SHORT TASK — Pull out from the material below all lines with "code".

★ ★ ★

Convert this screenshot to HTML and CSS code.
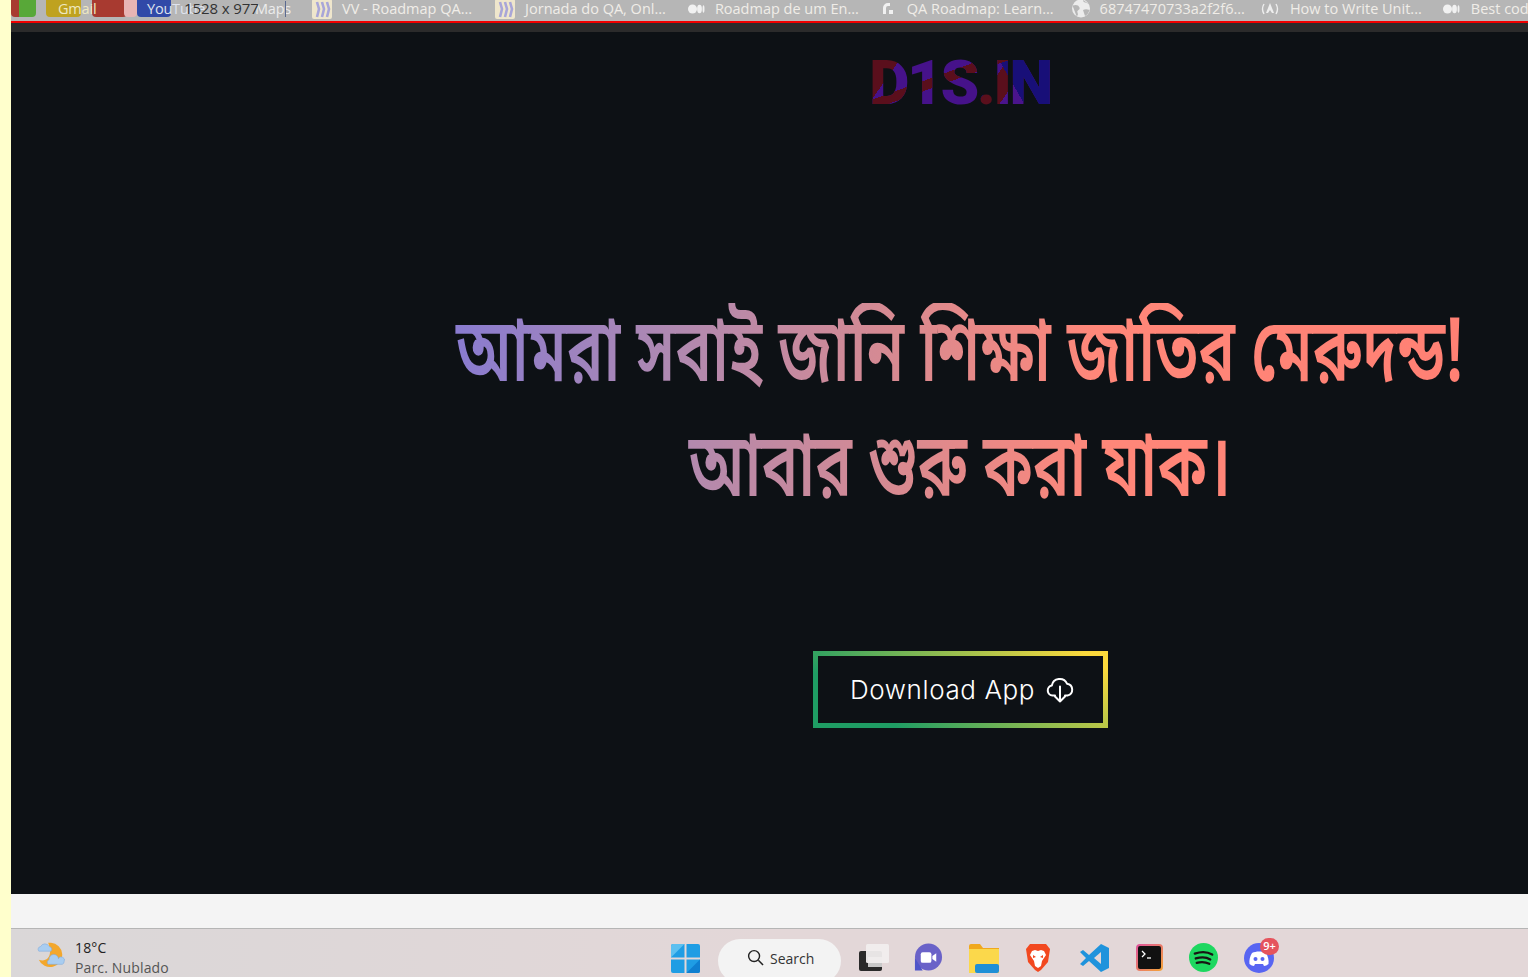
FILE: index.html
```html
<!DOCTYPE html>
<html lang="bn">
<head>
<meta charset="utf-8">
<title>D1S.IN</title>
<link rel="stylesheet" href="styles.css">
</head>
<body>
<div class="edge"></div>
<div class="window">
  <nav class="bookmarks">
    <span class="tile tile-green"></span>
    <span class="tile tile-yellow"></span>
    <span class="tile tile-red"></span>
    <span class="tile tile-pink"></span>
    <span class="tile tile-blue"></span>
    <span class="bm-label bm-gmail">Gmail</span>
    <span class="bm-label bm-youtube">YouTube</span>
    <span class="bm-label bm-maps">Maps</span>
    <span class="size-tip">1528 x 977</span>
    <span class="caret"></span>
    <a class="bm bm-first">
      <svg class="bm-icon" viewBox="0 0 20 20"><rect width="20" height="20" rx="2" fill="#efe6cc"/><path d="M5 3l2 7-2 8M10 3l2 7-2 8M15 3l2 7-2 8" fill="none" stroke="#a9a6d8" stroke-width="2.600"/></svg>
      <span class="bm-text">VV - Roadmap QA...</span>
    </a>
    <a class="bm bm-second">
      <svg class="bm-icon" viewBox="0 0 20 20"><rect width="20" height="20" rx="2" fill="#efe6cc"/><path d="M5 3l2 7-2 8M10 3l2 7-2 8M15 3l2 7-2 8" fill="none" stroke="#a9a6d8" stroke-width="2.600"/></svg>
      <span class="bm-text">Jornada do QA, Onl...</span>
    </a>
    <a class="bm bm-medium">
      <svg class="bm-icon" viewBox="0 0 20 20"><circle cx="5.500" cy="10" r="4.500" fill="#f1f1f1"/><ellipse cx="12.500" cy="10" rx="2.400" ry="4.200" fill="#f1f1f1"/><ellipse cx="16.500" cy="10" rx="1" ry="3.800" fill="#f1f1f1"/></svg>
      <span class="bm-text">Roadmap de um En...</span>
    </a>
    <a class="bm bm-rm">
      <svg class="bm-icon" viewBox="0 0 20 20"><path d="M2 15V9a5 5 0 0 1 5-5h2v3H7a2 2 0 0 0-2 2v6z" fill="#f1f1f1"/><rect x="8" y="11" width="4" height="4" fill="#f1f1f1"/></svg>
      <span class="bm-text">QA Roadmap: Learn...</span>
    </a>
    <a class="bm bm-globe">
      <svg class="bm-icon" viewBox="0 0 20 20"><circle cx="10" cy="9.500" r="9" fill="#ececec"/><path d="M1.500 6.500c3-1 6-1 7 2s-3 2-2 5 0 3-1 3.500M12 1c0 3 4 2.500 6 4M12 11c2-1 4-1 6.500 0-1 3-2 5-4.500 6z" fill="#b6b6b6"/></svg>
      <span class="bm-text">68747470733a2f2f6...</span>
    </a>
    <a class="bm bm-angular">
      <svg class="bm-icon" viewBox="0 0 20 20"><path d="M4 5q-3 5 0 10M16 5q3 5 0 10" fill="none" stroke="#eee" stroke-width="1.400"/><path d="M10 4l-4 10h2l2-3 2 3h2z" fill="#eee"/></svg>
      <span class="bm-text">How to Write Unit...</span>
    </a>
    <a class="bm bm-last">
      <svg class="bm-icon" viewBox="0 0 20 20"><circle cx="5.500" cy="10" r="4.500" fill="#f1f1f1"/><ellipse cx="12.500" cy="10" rx="2.400" ry="4.200" fill="#f1f1f1"/><ellipse cx="16.500" cy="10" rx="1" ry="3.800" fill="#f1f1f1"/></svg>
      <span class="bm-text">Best cod</span>
    </a>
  </nav>
  <div class="toolbar-strip"></div>
  <main class="page">
    <div class="spacer"></div>
    <section class="hero">
      <div class="logo">D1S.IN</div>
      <h1 class="headline">আমরা সবাই জানি শিক্ষা জাতির মেরুদন্ড!<br>আবার শুরু করা যাক।</h1>
      <a class="download">
        <span>Download App</span>
        <svg class="cloud" viewBox="0 0 28 28"><path d="M9 19.500H6.500a5 5 0 0 1-.7-9.900A8 8 0 0 1 21 7.700a6 6 0 0 1 .5 11.800H19" fill="none" stroke="#fff" stroke-width="2" stroke-linecap="round" stroke-linejoin="round"/><path d="M14 10.500v15M9 20.500l5 5 5-5" fill="none" stroke="#fff" stroke-width="2" stroke-linecap="round" stroke-linejoin="round"/></svg>
      </a>
    </section>
  </main>
  <div class="status-strip"></div>
  <footer class="taskbar">
    <div class="weather">
      <svg class="weather-icon" viewBox="0 0 32 32"><path d="M16 4a13 13 0 1 1-13 18c7 3 16-2 10-18z" fill="#f3a72c"/><g fill="#a9cdf0" stroke="#7ea9dc" stroke-width=".6"><path d="M3 13a3 3 0 0 1 2-5 5 5 0 0 1 9 0 3 3 0 0 1 2 5z"/><path d="M13 27a3 3 0 0 1 1-5 5 5 0 0 1 10-1 3 3 0 0 1 6 3 3 3 0 0 1-2 3z"/></g></svg>
      <div class="weather-text">
        <div class="temp">18°C</div>
        <div class="sky">Parc. Nublado</div>
      </div>
    </div>
    <div class="apps">
      <svg class="app app-win" viewBox="0 0 29 29"><path d="M0 2a2 2 0 0 1 2-2h11.500v13.500H0z" fill="#1f9de4"/><path d="M0 13.500V2a2 2 0 0 1 2-2h11.500z" fill="#5cc0f0"/><path d="M15.500 0H27a2 2 0 0 1 2 2v11.500H15.500z" fill="#1f9de4"/><path d="M0 15.500h13.500V29H2a2 2 0 0 1-2-2z" fill="#1f9de4"/><path d="M15.500 15.500H29V27a2 2 0 0 1-2 2H15.500z" fill="#1f9de4"/><path d="M29 15.500V27a2 2 0 0 1-2 2H15.500z" fill="#0f7fd0"/></svg>
      <div class="search">
        <svg class="search-icon" viewBox="0 0 18 18"><circle cx="7.500" cy="7.500" r="5.800" fill="none" stroke="#222" stroke-width="1.500"/><path d="M12 12l5 5" stroke="#222" stroke-width="1.600"/></svg>
        <span>Search</span>
      </div>
      <svg class="app app-views" viewBox="0 0 30 30"><rect x="0" y="8" width="23" height="20" rx="2" fill="#2a2a2a"/><path d="M9 24V14h14v10z" fill="#c8c8c8"/><rect x="7" y="1" width="23" height="19" rx="1.500" fill="#f1eeee" opacity=".95"/></svg>
      <svg class="app app-meet" viewBox="0 0 30 30"><circle cx="15" cy="14" r="14" fill="#6a62c8"/><path d="M1 15v13h8z" fill="#4f55c9"/><rect x="7" y="9" width="11" height="11" rx="2" fill="#fff"/><path d="M19 13l4-3v9l-4-3z" fill="#fff"/></svg>
      <svg class="app app-files" viewBox="0 0 30 30"><path d="M0 3a2 2 0 0 1 2-2h9l3 4h16v25H0z" fill="#f0a81e"/><rect y="6" width="30" height="24" fill="#fbd84b"/><rect x="6" y="21" width="24" height="9" rx="2" fill="#1f8fd6"/></svg>
      <svg class="app app-brave" viewBox="0 0 26 30"><path d="M5 1h16l4 5-2 13-7 8-3 2-3-2-7-8L1 6z" fill="#f2481f"/><path d="M7 8l3-1 3 1 3-1 3 1 2 4-4 6-1 5-3 2-3-2-1-5-4-6z" fill="#fff"/><path d="M8 12l3 2-3 1zM18 12l-3 2 3 1z" fill="#f2481f"/></svg>
      <svg class="app app-code" viewBox="0 0 30 30"><path d="M22 1l8 4v20l-8 4-12-11-6 5-3-2 6-6-6-6 3-2 6 5z" fill="#1f93dc"/><path d="M22 9l-7 6 7 6z" fill="#e3d7d8"/></svg>
      <svg class="app app-term" viewBox="0 0 27 27"><defs><linearGradient id="tb" x1="0" y1="0" x2="1" y2="1"><stop offset="0" stop-color="#e0559a"/><stop offset="1" stop-color="#f4a23a"/></linearGradient></defs><rect x="1" y="1" width="25" height="25" rx="3" fill="#111" stroke="url(#tb)" stroke-width="2"/><path d="M6 7l3 3-3 3" fill="none" stroke="#fff" stroke-width="1.300"/><path d="M11 14h4" stroke="#fff" stroke-width="1.300"/></svg>
      <svg class="app app-spotify" viewBox="0 0 30 30"><circle cx="15" cy="15" r="15" fill="#1ed760"/><path d="M6 11c6-2 13-2 18 1M7 16c5-1.500 11-1.500 15 1M8 20.500c4-1 9-1 13 1" fill="none" stroke="#191414" stroke-width="2.400" stroke-linecap="round"/></svg>
      <div class="discord">
        <svg class="app-discord" viewBox="0 0 30 30"><circle cx="15" cy="15" r="15" fill="#5865f2"/><path d="M8 10c4-2 10-2 14 0 2 3 3 7 2.500 11-1.500 1-3 2-4.500 2l-1-2h-8l-1 2c-1.500 0-3-1-4.500-2C5 17 6 13 8 10z" fill="#fff"/><circle cx="11.500" cy="16" r="2" fill="#5865f2"/><circle cx="18.500" cy="16" r="2" fill="#5865f2"/></svg>
        <span class="badge">9+</span>
      </div>
    </div>
  </footer>
</div>
</body>
</html>
```
FILE: styles.css
```css
* { box-sizing: border-box; }
html, body { margin: 0; height: 100%; overflow: hidden; }
body { display: flex; width: 1528px; height: 977px; background: #ffffcc; font-family: "Open Sans", "Noto Sans", sans-serif; }
.edge { width: 11px; flex: none; }
.window { flex: 1; min-width: 0; display: flex; flex-direction: column; }

.bookmarks { position: relative; flex: none; height: 23px; display: flex; align-items: flex-start; background: #b6b6b6; border-bottom: 2px solid #f00000; overflow: hidden; padding-left: 301px; white-space: nowrap; }
.bm { display: flex; align-items: center; height: 17px; color: #f0ede8; font-size: 14.500px; flex: none; }
.bm-icon { width: 20px; height: 20px; flex: none; }
.bm-text { line-height: 17px; }
.bm-first { gap: 10px; }
.bm-second { margin-left: 23px; gap: 10px; }
.bm-medium { margin-left: 21px; gap: 8px; }
.bm-rm { margin-left: 22px; gap: 6px; }
.bm-globe { margin-left: 17px; gap: 9px; }
.bm-angular { margin-left: 15px; gap: 10px; }
.bm-last { margin-left: 20px; gap: 9px; }

.tile { position: absolute; top: -6px; height: 23px; border-radius: 4px; }
.tile-green { left: 0; width: 25px; background: linear-gradient(90deg, #a83a30 0 30%, #58a838 30%); }
.tile-yellow { left: 35px; width: 35px; background: #bfa21f; }
.tile-red { left: 81px; width: 35px; background: #a83a30; }
.tile-pink { left: 113px; width: 13px; background: #e8b4b4; }
.tile-blue { left: 126px; width: 34px; background: #3149a8; }
.bm-label { position: absolute; top: 0; line-height: 17px; font-size: 14.500px; color: #eee8c0; letter-spacing: -0.2px; }
.bm-gmail { left: 47px; }
.bm-youtube { left: 136px; color: #dfe3ee; }
.bm-maps { left: 244px; color: #ececec; }
.size-tip { position: absolute; left: 173px; top: 0; line-height: 17px; font-size: 15px; color: #333; letter-spacing: -0.1px; }
.caret { position: absolute; left: 274px; top: 1px; width: 1px; height: 16px; background: #5a6a90; }

.toolbar-strip { flex: none; height: 9px; background: #2b2b2b; }

.page { flex: none; height: 862px; display: flex; background: #0d1115; }
.spacer { flex: none; width: 381px; }
.hero { flex: 1; min-width: 0; display: flex; flex-direction: column; align-items: center; }

.logo { margin-top: 20px; font-family: "Roboto", "Liberation Sans", sans-serif; font-weight: 900; font-size: 62px; line-height: 62px; letter-spacing: -2.400px; color: transparent;
  background:
    linear-gradient(160deg, transparent 0 38%, #5a0f1c 38% 46%, transparent 46%),
    linear-gradient(60deg, transparent 0 74%, #180f78 74% 100%),
    linear-gradient(125deg, #5a0f1c 0 16%, #46128a 16% 64%, #5a0f1c 64% 74%, #4a148c 74%);
  -webkit-background-clip: text; background-clip: text; }

.headline { align-self: stretch; margin: 189px 0 0; white-space: nowrap; text-align: center; font-family: "Noto Sans Bengali", "Noto Serif Bengali", "Noto Sans", sans-serif; font-weight: 600; font-size: 61.300px; line-height: 78.600px; color: transparent; transform: scaleY(1.45); transform-origin: top center;
  background: linear-gradient(90deg, #8a7ccf 6%, #b089b0 25%, #d98a90 45%, #ff8779 62%, #ff7f73 100%);
  -webkit-background-clip: text; background-clip: text; }

.download { margin-top: 191px; width: 295px; height: 77px; flex: none; display: flex; align-items: center; justify-content: center; gap: 11px; padding-left: 4px; border: 5px solid; border-image: linear-gradient(35deg, #1f9d64 20%, #fbd93c 95%) 1; color: #fff; font-family: "Inter", sans-serif; font-weight: 300; font-size: 26px; letter-spacing: 0.6px; }
.cloud { width: 28px; height: 28px; flex: none; }

.status-strip { flex: none; height: 34px; background: #f4f4f4; }

.taskbar { flex: none; height: 49px; display: flex; background: linear-gradient(90deg, #dad7d8, #e3d7d8 50%); border-top: 1px solid #b5b5b5; overflow: hidden; }
.weather { flex: none; width: 660px; display: flex; gap: 9px; padding: 10px 0 0 25px; }
.weather-icon { width: 30px; height: 30px; flex: none; }
.weather-text { font-size: 14px; line-height: 20px; letter-spacing: 0.15px; margin-top: -1px; }
.temp { color: #222; }
.sky { color: #555; }

.apps { display: flex; align-items: flex-start; }
.app { flex: none; }
.app-win { width: 29px; height: 29px; margin-top: 15px; }
.search { margin: 10px 0 0 18px; width: 123px; height: 44px; flex: none; display: flex; align-items: flex-start; gap: 6px; padding: 10px 0 0 29px; border-radius: 22px; background: #f3f3f3; font-size: 14px; color: #333; }
.search-icon { width: 17px; height: 17px; flex: none; }
.app-views { width: 30px; height: 30px; margin: 14px 0 0 18px; }
.app-meet { width: 29px; height: 30px; margin: 14px 0 0 25px; }
.app-files { width: 30px; height: 30px; margin: 14px 0 0 26px; }
.app-brave { width: 26px; height: 30px; margin: 14px 0 0 26px; }
.app-code { width: 30px; height: 30px; margin: 14px 0 0 28px; }
.app-term { width: 27px; height: 27px; margin: 15px 0 0 27px; }
.app-spotify { width: 29px; height: 29px; margin: 14px 0 0 26px; }
.discord { position: relative; flex: none; width: 30px; height: 30px; margin: 14px 0 0 26px; }
.app-discord { width: 30px; height: 30px; display: block; }
.badge { position: absolute; top: -5px; left: 16px; width: 19px; height: 17px; border-radius: 9px; background: #e5545d; color: #fff; font-size: 11px; line-height: 16px; font-weight: 600; text-align: center; }
```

★ ★ ★

EXERCISE ANSWER —
Convert this screenshot to HTML and CSS code.
      <svg class="app app-code" viewBox="0 0 30 30"><path d="M22 1l8 4v20l-8 4-12-11-6 5-3-2 6-6-6-6 3-2 6 5z" fill="#1f93dc"/><path d="M22 9l-7 6 7 6z" fill="#e3d7d8"/></svg>
.app-code { width: 30px; height: 30px; margin: 14px 0 0 28px; }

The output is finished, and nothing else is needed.